Sql fiddle link: http://sqlfiddle.com/#!1/013cc/14 (notice You need an index with varchar_pattern_ops for the query to be reasonably fast).
Does not work in 8.4. Probably 9.1+ only. SQL Fidlle
select word
from (
select unnest(string_to_array(word, null)) c, word from good_words
intersect all
select unnest(string_to_array('TESTREROREMASDSS', null)) c, word from good_words
) s
group by word
having
array_agg(c order by c) =
(select array_agg(c order by c) from unnest(string_to_array(word, null)) a(c))

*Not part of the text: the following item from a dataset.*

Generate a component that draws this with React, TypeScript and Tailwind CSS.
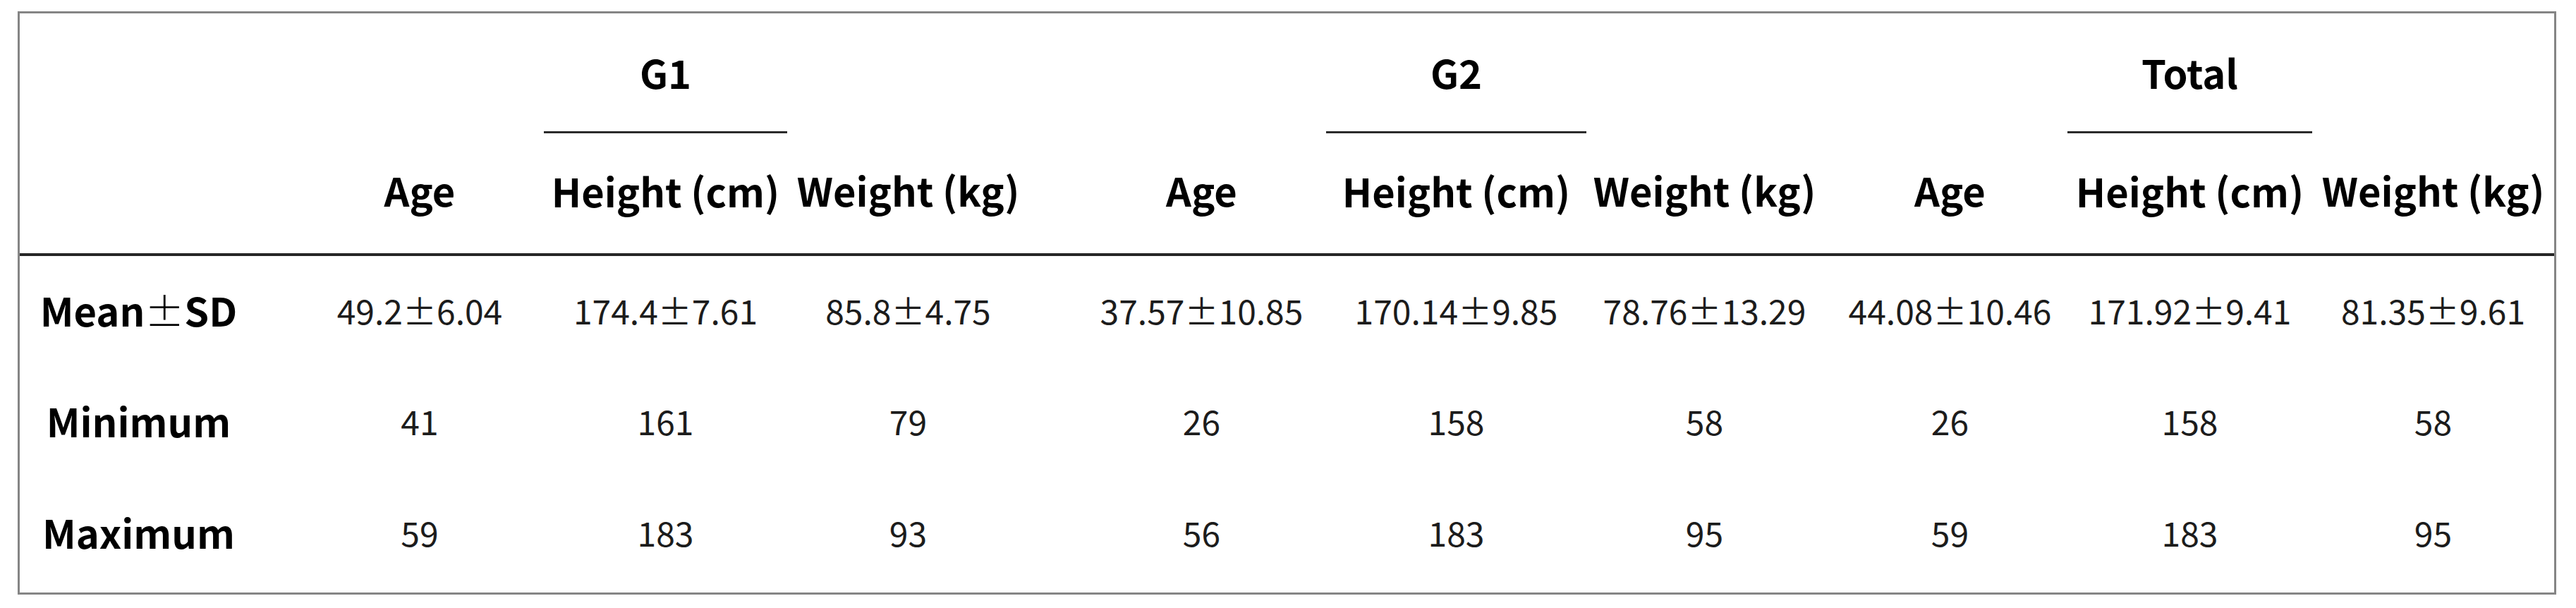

My own solution is to create an insert trigger, which writes letter frequencies into an array column:
create table good_words (
word varchar(16) primary key,
letters integer[26]
);
create or replace function count_letters() returns trigger as $body$
declare
alphabet varchar[];
i integer;
begin
alphabet := regexp_split_to_array('abcdefghijklmnopqrstuvwxyz', '');
new.word := lower(new.word);
for i in 1 .. array_length(alphabet, 1)
loop
-- raise notice '%: %', i, alphabet[i];
new.letters[i] := length(new.word) - length(replace(new.word, alphabet[i], ''));
end loop;
return new;
end;
$body$ language plpgsql;
create trigger count_letters
before insert on good_words
for each row execute procedure count_letters();
Then I generate similar array for the random board string tesereroremasdss
and compare both arrays using the array contains operator #>
Any new ideas or improvements are always welcome!